[Saved data entries]
++++++++

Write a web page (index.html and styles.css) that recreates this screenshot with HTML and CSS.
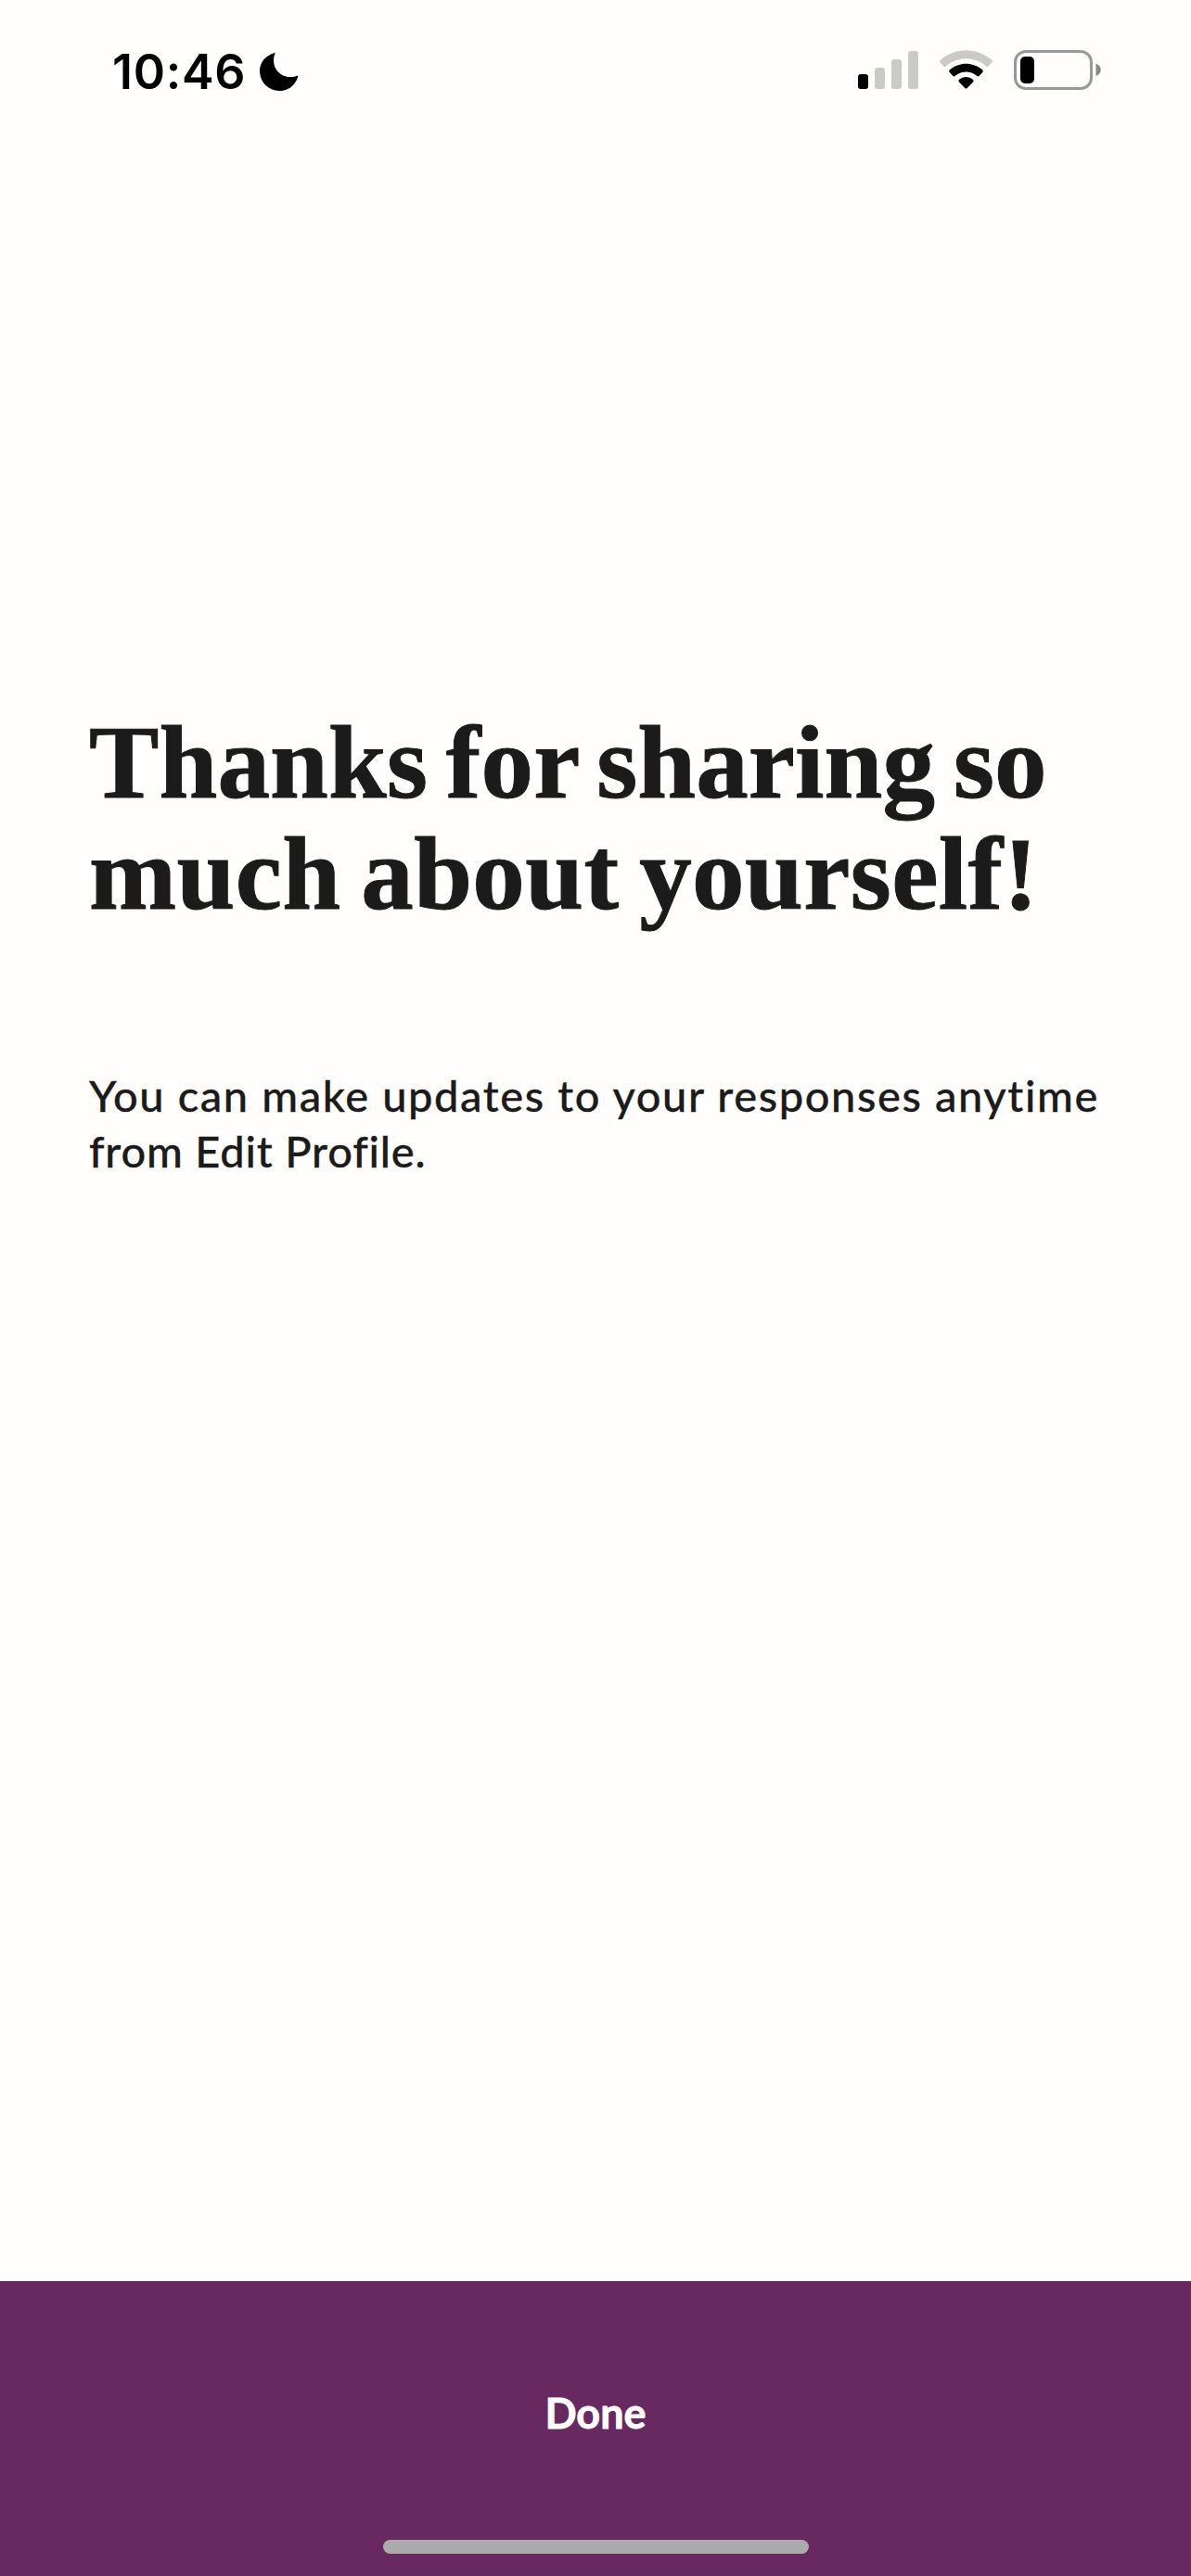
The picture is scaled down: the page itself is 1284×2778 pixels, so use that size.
FILE: index.html
```html
<!DOCTYPE html>
<html lang="en">
<head>
<meta charset="utf-8">
<title>Thanks for sharing</title>
<link rel="stylesheet" href="styles.css">
</head>
<body>
<div class="screen">
  <header class="status">
    <span class="time">10:46</span>
    <svg class="moon" viewBox="0 0 42 42"><path d="M15.500 1.200C17 .1 16.500 1.500 16 3C11.500 17.500 23.500 30.500 39 26.200C40.500 25.600 41.800 25.600 41 27.500C37.800 36.500 30.500 42 21.500 42C9.500 42 0 32.500 0 20.600C0 11.500 6 4 15.500 1.200Z"/></svg>
    <svg class="icons" viewBox="0 0 264 46">
      <rect x="0" y="27" width="11" height="16" rx="3"/>
      <g fill="#cacac9">
        <rect x="18" y="20" width="11" height="23" rx="3"/>
        <rect x="36" y="11" width="11" height="32" rx="3"/>
        <rect x="54" y="2" width="11" height="41" rx="3"/>
        <path d="M88.600 14.300Q87.500 13 88.800 11.800C104.500-2.400 128.500-2.400 144.200 11.800Q145.500 13 144.400 14.300L140.800 18.300Q139.600 19.600 138.200 18.400C125.900 7.500 107.100 7.500 94.800 18.400Q93.400 19.600 92.200 18.300Z"/>
      </g>
      <path d="M98.700 25Q97.400 23.600 98.900 22.300C108.800 13.400 124.200 13.400 134.100 22.300Q135.600 23.600 134.300 25L130.800 28.700Q129.500 30 128.100 28.800C121.400 23 111.600 23 104.900 28.800Q103.500 30 102.200 28.700Z"/>
      <path d="M109 35.500Q107.500 34 109.200 32.700C113.500 29.100 119.500 29.100 123.800 32.700Q125.500 34 124 35.500L117.700 41.900Q116.500 43.100 115.300 41.900Z"/>
      <rect x="169.500" y="2.500" width="82" height="40" rx="11.500" fill="none" stroke="#999998" stroke-width="3"/>
      <rect x="175" y="8" width="15" height="29" rx="5"/>
      <path d="M256.500 15.500C263.500 18 263.500 26.500 256.500 29Z" fill="#888"/>
    </svg>
  </header>
  <main class="content">
    <h1 class="title"><span class="line first">Thanks for sharing so</span><span class="line second">much about yourself!</span></h1>
    <p class="note"><span class="line note-first">You can make updates to your responses anytime</span><span class="line note-second">from Edit Profile.</span></p>
  </main>
  <footer class="footer">
    <button class="done">Done</button>
    <div class="home"></div>
  </footer>
</div>
</body>
</html>
```
FILE: styles.css
```css
* { box-sizing: border-box; }
body { margin: 0; background: #fffefc; }
.screen { width: 1284px; height: 2778px; display: flex; flex-direction: column; color: #1b1b1b; overflow: hidden; }
.status { height: 150px; padding: 44px 95px 0 121px; display: flex; align-items: flex-start; color: #000; }
.time { width: 159px; padding-top: 1px; font: 600 52px/66px Inter, sans-serif; letter-spacing: 0.7px; white-space: nowrap; }
.moon { width: 42px; height: 42px; margin-top: 12px; }
.icons { width: 264px; height: 46px; margin: 9px 0 0 auto; }
.content { flex: 1; padding: 612px 96px 0; }
.line { display: block; white-space: nowrap; }
.title { margin: 0; font: 700 113px/120px "Liberation Serif", serif; -webkit-text-stroke: 1px #1b1b1b; }
.first { letter-spacing: 0.1px; word-spacing: -8.5px; }
.second { letter-spacing: 0.4px; word-spacing: -7px; }
.note { margin: 149px 0 0; font: 500 47px/60px Lato, sans-serif; -webkit-text-stroke: 0.3px #1b1b1b; }
.note-first { letter-spacing: 1.6px; }
.note-second { letter-spacing: 0.8px; }
.footer { height: 318px; background: #672960; display: flex; flex-direction: column; align-items: center; justify-content: space-between; padding: 112px 0 24px; }
.done { padding: 0; border: 0; background: none; color: #fffefc; font: 700 45px/60px Lato, sans-serif; -webkit-text-stroke: 0.8px #fffefc; }
.home { width: 459px; height: 15px; border-radius: 8px; background: #ababab; }
```
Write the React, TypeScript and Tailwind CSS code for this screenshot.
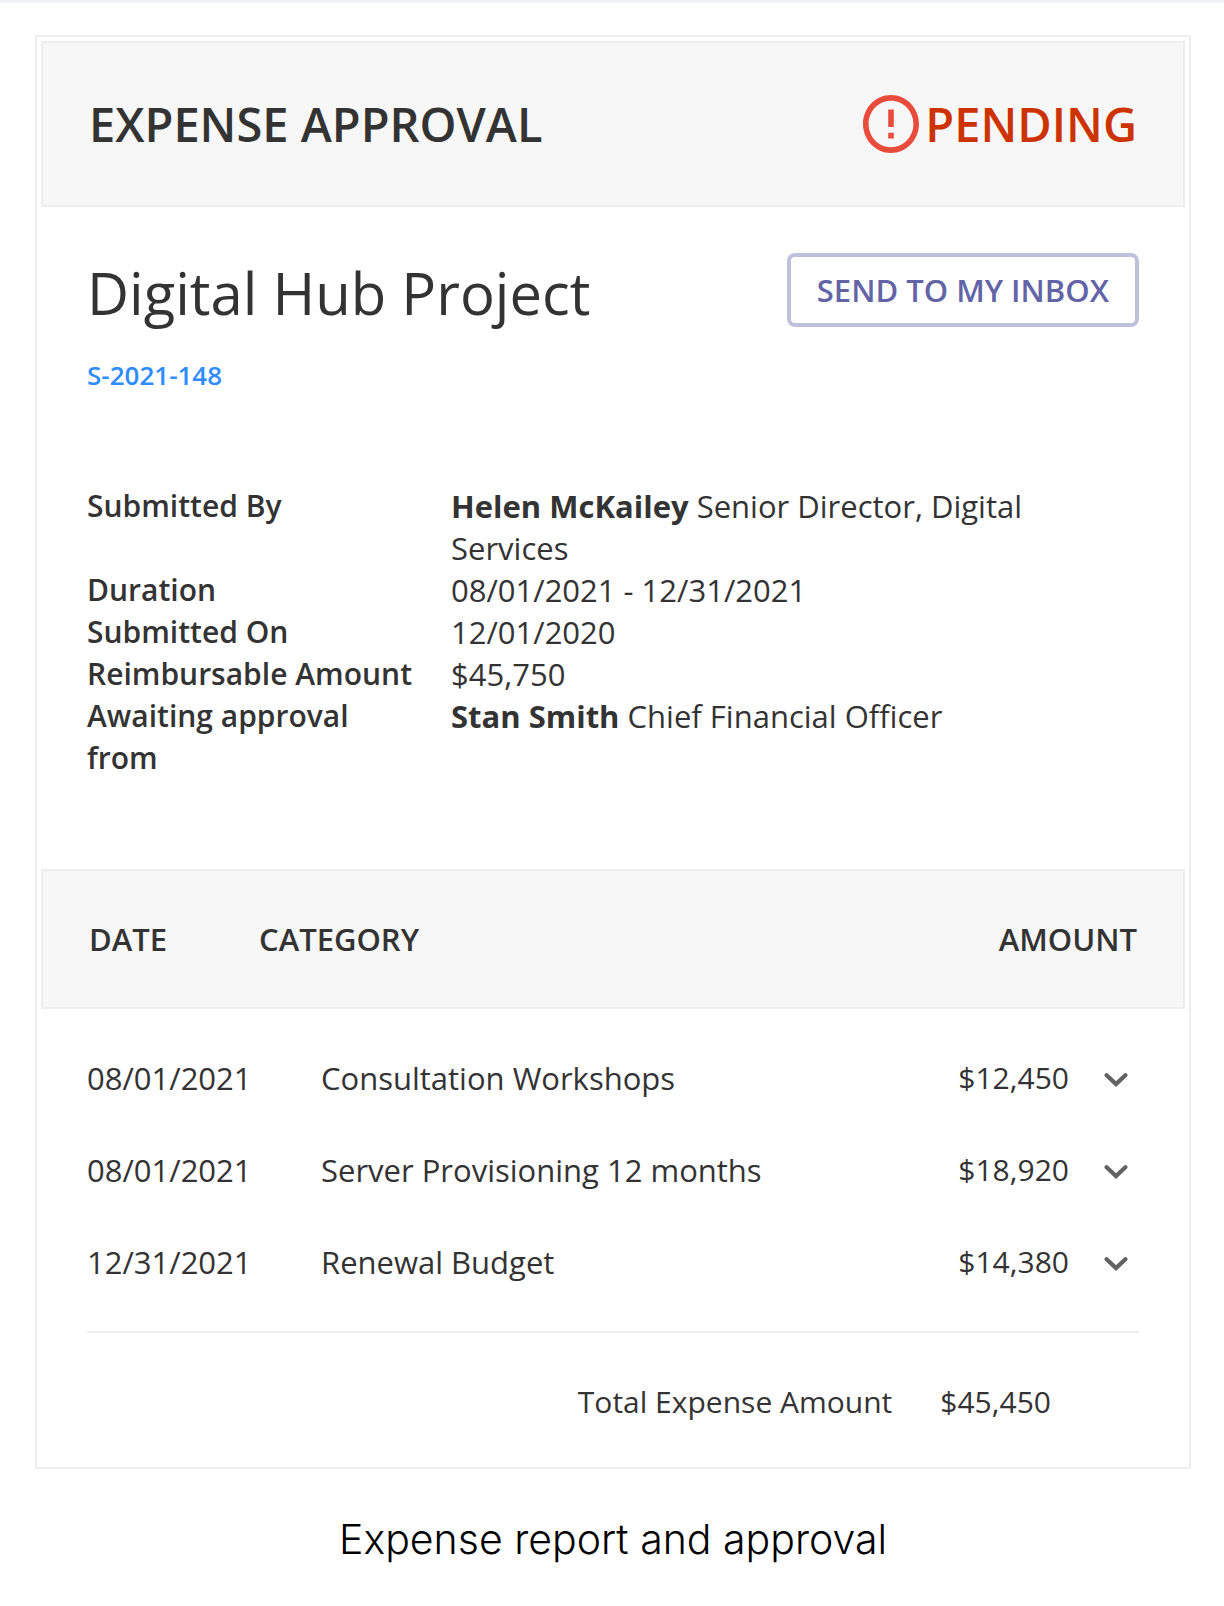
const details = [
  {
    label: "Submitted By",
    name: "Helen McKailey",
    value: "Senior Director, Digital Services",
  },
  { label: "Duration", value: "08/01/2021 - 12/31/2021" },
  { label: "Submitted On", value: "12/01/2020" },
  { label: "Reimbursable Amount", value: "$45,750" },
  {
    label: "Awaiting approval from",
    name: "Stan Smith",
    value: "Chief Financial Officer",
  },
];

const expenses = [
  { date: "08/01/2021", category: "Consultation Workshops", amount: "$12,450" },
  {
    date: "08/01/2021",
    category: "Server Provisioning 12 months",
    amount: "$18,920",
  },
  { date: "12/31/2021", category: "Renewal Budget", amount: "$14,380" },
];

function AlertIcon() {
  return (
    <svg
      className="h-[58px] w-14 shrink-0"
      viewBox="2 2 20 20"
      preserveAspectRatio="none"
      fill="#e94b3c"
      aria-hidden="true"
    >
      <path d="M11 15h2v2h-2zm0-8h2v6h-2zm.99-5C6.47 2 2 6.48 2 12s4.47 10 9.99 10C17.52 22 22 17.52 22 12S17.52 2 11.99 2zM12 20c-4.42 0-8-3.58-8-8s3.58-8 8-8 8 3.58 8 8-3.58 8-8 8z" />
    </svg>
  );
}

function ChevronIcon() {
  return (
    <svg
      className="h-3.5 w-6"
      viewBox="0 0 24 14"
      fill="none"
      stroke="#626262"
      strokeWidth="4.2"
      strokeLinecap="round"
      aria-hidden="true"
    >
      <path d="m2.6 2.2 9.4 8.9 9.4-8.9" />
    </svg>
  );
}

function StatusHeader() {
  return (
    <header className="flex items-center justify-between border-2 border-[#eeeeee] bg-[#f7f7f7] px-[46px] py-[49px] text-[47px] leading-16 font-semibold">
      <h1>EXPENSE APPROVAL</h1>
      <p className="flex items-center gap-1.5 text-[#cc3300]">
        <AlertIcon />
        PENDING
      </p>
    </header>
  );
}

function Summary() {
  return (
    <section className="px-[46px] pt-[46px] pb-[90px]">
      <div className="flex items-start justify-between">
        <h2 className="text-[58px] leading-20">Digital Hub Project</h2>
        <button
          type="button"
          className="rounded-lg border-4 border-[#bfc1dc] px-[26px] py-3 text-[31px] leading-[42px] font-semibold text-[#6264a7]"
        >
          SEND TO MY INBOX
        </button>
      </div>
      <a
        href="#expense"
        className="mt-6 inline-block text-[26px] leading-9 font-semibold text-[#2d8cff]"
      >
        S-2021-148
      </a>

      <dl className="mt-[92px] leading-[42px]">
        {details.map((item) => (
          <div key={item.label} className="flex">
            <dt className="w-[364px] shrink-0 pr-6 text-[30px] font-semibold">
              {item.label}
            </dt>
            <dd className="max-w-[640px] text-[31px]">
              {item.name && <strong className="font-bold">{item.name} </strong>}
              {item.value}
            </dd>
          </div>
        ))}
      </dl>
    </section>
  );
}

function ExpenseTable() {
  return (
    <table className="block text-[31px] leading-[42px]">
      <thead className="block border-2 border-[#eeeeee] bg-[#f7f7f7] px-[46px] py-[47px]">
        <tr className="flex text-left">
          <th className="w-[170px] font-semibold">DATE</th>
          <th className="flex-1 font-semibold">CATEGORY</th>
          <th className="font-semibold">AMOUNT</th>
        </tr>
      </thead>
      <tbody className="block px-[46px] py-[23px]">
        {expenses.map((item) => (
          <tr key={item.category} className="flex items-center py-[25px]">
            <td className="w-[234px]">{item.date}</td>
            <td className="flex-1">{item.category}</td>
            <td className="text-[30px]">{item.amount}</td>
            <td className="flex pt-1 pr-[11px] pl-[35px]">
              <button type="button" aria-label={`Show ${item.category}`}>
                <ChevronIcon />
              </button>
            </td>
          </tr>
        ))}
      </tbody>
      <tfoot className="mx-[46px] block border-t-2 border-[#eeeeee] pt-12 pb-10 text-[30px]">
        <tr className="flex justify-end gap-12 pr-[88px]">
          <th className="font-normal">Total Expense Amount</th>
          <td>$45,450</td>
        </tr>
      </tfoot>
    </table>
  );
}

export default function App() {
  return (
    <main className="border-t-[3px] border-[#f0f2fa] bg-white pt-8 pr-[33px] pb-8 pl-[35px]">
      <figure>
        <article className="border-2 border-[#eeeeee] p-1 font-['Open_Sans','Noto_Sans',sans-serif] text-[#333333]">
          <StatusHeader />
          <Summary />
          <ExpenseTable />
        </article>
        <figcaption className="mt-[38px] text-center font-['Inter',sans-serif] text-[41px] leading-16 font-light text-black">
          Expense report and approval
        </figcaption>
      </figure>
    </main>
  );
}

++++++++

Your task: Among the lines above, count those containing the word "page" and give nothing but the result.

Task answer: 2